Il direttore risponde. La vita pubblica esige probità e dedizione
A. A., pensionato
Non so se ovunque sia così, ma conosco anch’io università statali che retribuiscono con 40 euro all’ora di lezione, corsi di 30 ore, ai quali bisogna aggiungere "gratis" il lavoro di preparazione, gli esami e il tempo dedicato a seguire i laureandi. Con la beffa supplementare di ricevere l’importo magari l’anno successivo, e solo dopo aver esaurito gli esami dei frequentanti. Quale passione per il proprio lavoro può provare chi è trattato in questo modo? È uno dei tanti guasti del nostro sistema universitario, oscillante tra rendite baronali e precarietà da accattoni. Non diversamente da ciò che accade in politica, con parlamentari, l’ultimo arrivato dei quali guadagna più del segretario di Stato Usa, e moltissimi amministratori locali con indennità irrisorie, pur a fronte, talvolta, di un grande impegno a servizio della propria comunità.

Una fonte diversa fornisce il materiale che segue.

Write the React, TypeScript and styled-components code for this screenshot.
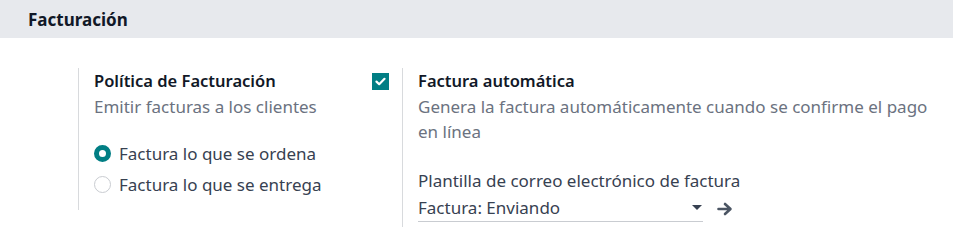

Le ristrettezze che sempre più ci avvincono, a causa della crisi economica, accentuano la percezione di ingiustizia che si accompagna a queste situazioni e a quelle descritte nella sua lettera. Ma ecco che dalla stessa crisi, facendo tesoro delle lezioni ascoltate dal Santo Padre e dal Capo dello Stato, coi messaggi di fine/inizio anno, può innescarsi un processo finalmente virtuoso. La vita pubblica deve riguadagnare decoro e prestigio, non per i privilegi che accumula ed esibisce, ma per la probità e la dedizione da cui è caratterizzata. È questa l’unica via in grado di ripristinare quella solidarietà che non può essere guardata, con benevolenza sentimentale, come l’ingenua generosità dei volontari, ma trama indispensabile per una società coesa ed equa. Davvero Buon Anno!